**Task**
Repeat, exactly and in full, the lines of the listing below, but without any pictures.

**Data section**
++++++

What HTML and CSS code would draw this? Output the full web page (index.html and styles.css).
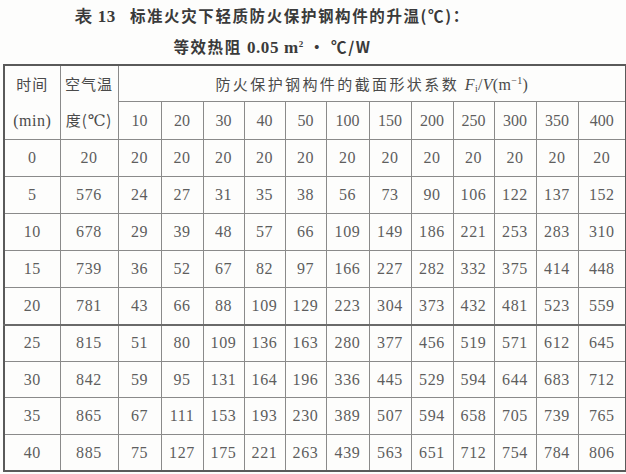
FILE: index.html
```html
<!DOCTYPE html>
<html lang="en">
<head>
<meta charset="utf-8">
<link rel="stylesheet" href="styles.css">
</head>
<body>
<div class="page">
  <div class="title">
    <div class="title-line"><span class="lat">表 13</span><span class="gap"></span>标准火灾下轻质防火保护钢构件的升温(℃)：</div>
    <div class="title-line">等效热阻 <span class="lat">0.05 m<sup>2</sup></span> · ℃/W</div>
  </div>
  <table class="data">
    <colgroup>
      <col class="c-time"><col class="c-air">
      <col class="c-n1"><col class="c-n2"><col class="c-n3"><col class="c-n3"><col class="c-n3">
      <col class="c-n1"><col class="c-n2"><col class="c-n2"><col class="c-n3"><col class="c-n2"><col class="c-n2"><col class="c-last">
    </colgroup>
    <thead>
      <tr class="h1">
        <th rowspan="2" class="hcell">时间<br><span class="min">(min)</span></th>
        <th rowspan="2" class="hcell">空气温<br>度(<span class="deg">℃</span>)</th>
        <th colspan="12" class="span-head">防火保护钢构件的截面形状系数 <span class="fv"><i>F</i><sub>i</sub>/<i>V</i>(m<sup>−1</sup>)</span></th>
      </tr>
      <tr class="h2">
        <th>10</th><th>20</th><th>30</th><th>40</th><th>50</th><th>100</th><th>150</th><th>200</th><th>250</th><th>300</th><th>350</th><th>400</th>
      </tr>
    </thead>
    <tbody>
      <tr><td>0</td><td>20</td><td>20</td><td>20</td><td>20</td><td>20</td><td>20</td><td>20</td><td>20</td><td>20</td><td>20</td><td>20</td><td>20</td><td>20</td></tr>
      <tr><td>5</td><td>576</td><td>24</td><td>27</td><td>31</td><td>35</td><td>38</td><td>56</td><td>73</td><td>90</td><td>106</td><td>122</td><td>137</td><td>152</td></tr>
      <tr><td>10</td><td>678</td><td>29</td><td>39</td><td>48</td><td>57</td><td>66</td><td>109</td><td>149</td><td>186</td><td>221</td><td>253</td><td>283</td><td>310</td></tr>
      <tr><td>15</td><td>739</td><td>36</td><td>52</td><td>67</td><td>82</td><td>97</td><td>166</td><td>227</td><td>282</td><td>332</td><td>375</td><td>414</td><td>448</td></tr>
      <tr><td>20</td><td>781</td><td>43</td><td>66</td><td>88</td><td>109</td><td>129</td><td>223</td><td>304</td><td>373</td><td>432</td><td>481</td><td>523</td><td>559</td></tr>
      <tr class="group"><td>25</td><td>815</td><td>51</td><td>80</td><td>109</td><td>136</td><td>163</td><td>280</td><td>377</td><td>456</td><td>519</td><td>571</td><td>612</td><td>645</td></tr>
      <tr class="low"><td>30</td><td>842</td><td>59</td><td>95</td><td>131</td><td>164</td><td>196</td><td>336</td><td>445</td><td>529</td><td>594</td><td>644</td><td>683</td><td>712</td></tr>
      <tr class="low"><td>35</td><td>865</td><td>67</td><td>111</td><td>153</td><td>193</td><td>230</td><td>389</td><td>507</td><td>594</td><td>658</td><td>705</td><td>739</td><td>765</td></tr>
      <tr class="low"><td>40</td><td>885</td><td>75</td><td>127</td><td>175</td><td>221</td><td>263</td><td>439</td><td>563</td><td>651</td><td>712</td><td>754</td><td>784</td><td>806</td></tr>
    </tbody>
  </table>
</div>
</body>
</html>
```
FILE: styles.css
```css
html, body {
  margin: 0;
  padding: 0;
  background: #fdfdfc;
}

.page {
  width: 626px;
  height: 474px;
  overflow: hidden;
  padding-left: 3px;
  box-sizing: border-box;
  color: #4a4a4a;
  font-family: "Liberation Serif", "DejaVu Serif", "Times New Roman", Times, serif;
}

.title {
  padding-right: 84px;
  padding-top: 3px;
  height: 64px;
  box-sizing: border-box;
  text-align: center;
  font-family: "Noto Sans CJK SC", sans-serif;
  font-weight: 700;
  font-size: 15.5px;
  letter-spacing: 1.6px;
  color: #3a3a3a;
}

.title-line {
  height: 31px;
  line-height: 24px;
}

.title .lat {
  font-family: "Liberation Serif", "DejaVu Serif", "Times New Roman", serif;
  font-size: 17px;
  letter-spacing: 0.6px;
}

.title sup {
  font-size: 9px;
  vertical-align: 6px;
  line-height: 0;
}

.title .gap {
  display: inline-block;
  width: 14px;
}

.data {
  border-collapse: collapse;
  table-layout: fixed;
  width: 622px;
  border: 2px solid #5a5a5a;
  font-family: "Liberation Serif", "DejaVu Serif", "Times New Roman", Times, serif;
  font-size: 16px;
  color: #5e5e5e;
}

.c-time { width: 56px; }
.c-air { width: 58px; }
.c-n1 { width: 43px; }
.c-n2 { width: 42px; }
.c-n3 { width: 41px; }
.c-last { width: 48px; }

.data th,
.data td {
  border: 1px solid #8a8a8a;
  padding: 0;
  text-align: center;
  font-weight: normal;
  white-space: nowrap;
  font-family: "Liberation Serif", "DejaVu Serif", "Times New Roman", Times, serif;
}

.data thead th {
  border-top: 2px solid #5a5a5a;
}

.h1 { height: 35px; }
.h2 { height: 36px; }

.data .h2 th {
  border-top: 1px solid #8a8a8a;
}

.data .hcell {
  font-family: "Noto Sans CJK SC", sans-serif;
  font-size: 15px;
  letter-spacing: 1px;
  line-height: 36px;
  color: #4a4a4a;
}

.hcell .min,
.hcell .deg {
  font-family: "Liberation Serif", "DejaVu Serif", "Times New Roman", serif;
  font-size: 16px;
  letter-spacing: 0.5px;
}

.data .span-head {
  font-family: "Noto Sans CJK SC", sans-serif;
  font-size: 15px;
  letter-spacing: 2.4px;
  color: #4a4a4a;
}

.fv {
  font-family: "Liberation Serif", "DejaVu Serif", "Times New Roman", serif;
  font-size: 16px;
  letter-spacing: 0.3px;
}

.fv sub {
  font-size: 10px;
  vertical-align: -2px;
  line-height: 0;
}

.fv sup {
  font-size: 10px;
  vertical-align: 6px;
  line-height: 0;
}

tbody tr { height: 37px; }
tbody tr.group td { border-top: 2px solid #6a6a6a; }
tbody tr.group, tbody tr.low { height: 36.7px; }

tbody td {
  border-top: none;
  border-bottom: none;
  letter-spacing: 0.6px;
}

tbody tr:first-child td { border-top: 1px solid #8a8a8a; }
tbody tr:last-child td { border-bottom: 2px solid #5a5a5a; }
```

++++++

**Solution to the problem**
What HTML and CSS code would draw this? Output the full web page (index.html and styles.css).
FILE: index.html
```html
<!DOCTYPE html>
<html lang="en">
<head>
<meta charset="utf-8">
<link rel="stylesheet" href="styles.css">
</head>
<body>
<div class="page">
  <div class="title">
    <div class="title-line"><span class="lat">表 13</span><span class="gap"></span>标准火灾下轻质防火保护钢构件的升温(℃)：</div>
    <div class="title-line">等效热阻 <span class="lat">0.05 m<sup>2</sup></span> · ℃/W</div>
  </div>
  <table class="data">
    <colgroup>
      <col class="c-time"><col class="c-air">
      <col class="c-n1"><col class="c-n2"><col class="c-n3"><col class="c-n3"><col class="c-n3">
      <col class="c-n1"><col class="c-n2"><col class="c-n2"><col class="c-n3"><col class="c-n2"><col class="c-n2"><col class="c-last">
    </colgroup>
    <thead>
      <tr class="h1">
        <th rowspan="2" class="hcell">时间<br><span class="min">(min)</span></th>
        <th rowspan="2" class="hcell">空气温<br>度(<span class="deg">℃</span>)</th>
        <th colspan="12" class="span-head">防火保护钢构件的截面形状系数 <span class="fv"><i>F</i><sub>i</sub>/<i>V</i>(m<sup>−1</sup>)</span></th>
      </tr>
      <tr class="h2">
        <th>10</th><th>20</th><th>30</th><th>40</th><th>50</th><th>100</th><th>150</th><th>200</th><th>250</th><th>300</th><th>350</th><th>400</th>
      </tr>
    </thead>
    <tbody>
      <tr><td>0</td><td>20</td><td>20</td><td>20</td><td>20</td><td>20</td><td>20</td><td>20</td><td>20</td><td>20</td><td>20</td><td>20</td><td>20</td><td>20</td></tr>
      <tr><td>5</td><td>576</td><td>24</td><td>27</td><td>31</td><td>35</td><td>38</td><td>56</td><td>73</td><td>90</td><td>106</td><td>122</td><td>137</td><td>152</td></tr>
      <tr><td>10</td><td>678</td><td>29</td><td>39</td><td>48</td><td>57</td><td>66</td><td>109</td><td>149</td><td>186</td><td>221</td><td>253</td><td>283</td><td>310</td></tr>
      <tr><td>15</td><td>739</td><td>36</td><td>52</td><td>67</td><td>82</td><td>97</td><td>166</td><td>227</td><td>282</td><td>332</td><td>375</td><td>414</td><td>448</td></tr>
      <tr><td>20</td><td>781</td><td>43</td><td>66</td><td>88</td><td>109</td><td>129</td><td>223</td><td>304</td><td>373</td><td>432</td><td>481</td><td>523</td><td>559</td></tr>
      <tr class="group"><td>25</td><td>815</td><td>51</td><td>80</td><td>109</td><td>136</td><td>163</td><td>280</td><td>377</td><td>456</td><td>519</td><td>571</td><td>612</td><td>645</td></tr>
      <tr class="low"><td>30</td><td>842</td><td>59</td><td>95</td><td>131</td><td>164</td><td>196</td><td>336</td><td>445</td><td>529</td><td>594</td><td>644</td><td>683</td><td>712</td></tr>
      <tr class="low"><td>35</td><td>865</td><td>67</td><td>111</td><td>153</td><td>193</td><td>230</td><td>389</td><td>507</td><td>594</td><td>658</td><td>705</td><td>739</td><td>765</td></tr>
      <tr class="low"><td>40</td><td>885</td><td>75</td><td>127</td><td>175</td><td>221</td><td>263</td><td>439</td><td>563</td><td>651</td><td>712</td><td>754</td><td>784</td><td>806</td></tr>
    </tbody>
  </table>
</div>
</body>
</html>
```
FILE: styles.css
```css
html, body {
  margin: 0;
  padding: 0;
  background: #fdfdfc;
}

.page {
  width: 626px;
  height: 474px;
  overflow: hidden;
  padding-left: 3px;
  box-sizing: border-box;
  color: #4a4a4a;
  font-family: "Liberation Serif", "DejaVu Serif", "Times New Roman", Times, serif;
}

.title {
  padding-right: 84px;
  padding-top: 3px;
  height: 64px;
  box-sizing: border-box;
  text-align: center;
  font-family: "Noto Sans CJK SC", sans-serif;
  font-weight: 700;
  font-size: 15.5px;
  letter-spacing: 1.6px;
  color: #3a3a3a;
}

.title-line {
  height: 31px;
  line-height: 24px;
}

.title .lat {
  font-family: "Liberation Serif", "DejaVu Serif", "Times New Roman", serif;
  font-size: 17px;
  letter-spacing: 0.6px;
}

.title sup {
  font-size: 9px;
  vertical-align: 6px;
  line-height: 0;
}

.title .gap {
  display: inline-block;
  width: 14px;
}

.data {
  border-collapse: collapse;
  table-layout: fixed;
  width: 622px;
  border: 2px solid #5a5a5a;
  font-family: "Liberation Serif", "DejaVu Serif", "Times New Roman", Times, serif;
  font-size: 16px;
  color: #5e5e5e;
}

.c-time { width: 56px; }
.c-air { width: 58px; }
.c-n1 { width: 43px; }
.c-n2 { width: 42px; }
.c-n3 { width: 41px; }
.c-last { width: 48px; }

.data th,
.data td {
  border: 1px solid #8a8a8a;
  padding: 0;
  text-align: center;
  font-weight: normal;
  white-space: nowrap;
  font-family: "Liberation Serif", "DejaVu Serif", "Times New Roman", Times, serif;
}

.data thead th {
  border-top: 2px solid #5a5a5a;
}

.h1 { height: 35px; }
.h2 { height: 36px; }

.data .h2 th {
  border-top: 1px solid #8a8a8a;
}

.data .hcell {
  font-family: "Noto Sans CJK SC", sans-serif;
  font-size: 15px;
  letter-spacing: 1px;
  line-height: 36px;
  color: #4a4a4a;
}

.hcell .min,
.hcell .deg {
  font-family: "Liberation Serif", "DejaVu Serif", "Times New Roman", serif;
  font-size: 16px;
  letter-spacing: 0.5px;
}

.data .span-head {
  font-family: "Noto Sans CJK SC", sans-serif;
  font-size: 15px;
  letter-spacing: 2.4px;
  color: #4a4a4a;
}

.fv {
  font-family: "Liberation Serif", "DejaVu Serif", "Times New Roman", serif;
  font-size: 16px;
  letter-spacing: 0.3px;
}

.fv sub {
  font-size: 10px;
  vertical-align: -2px;
  line-height: 0;
}

.fv sup {
  font-size: 10px;
  vertical-align: 6px;
  line-height: 0;
}

tbody tr { height: 37px; }
tbody tr.group td { border-top: 2px solid #6a6a6a; }
tbody tr.group, tbody tr.low { height: 36.7px; }

tbody td {
  border-top: none;
  border-bottom: none;
  letter-spacing: 0.6px;
}

tbody tr:first-child td { border-top: 1px solid #8a8a8a; }
tbody tr:last-child td { border-bottom: 2px solid #5a5a5a; }
```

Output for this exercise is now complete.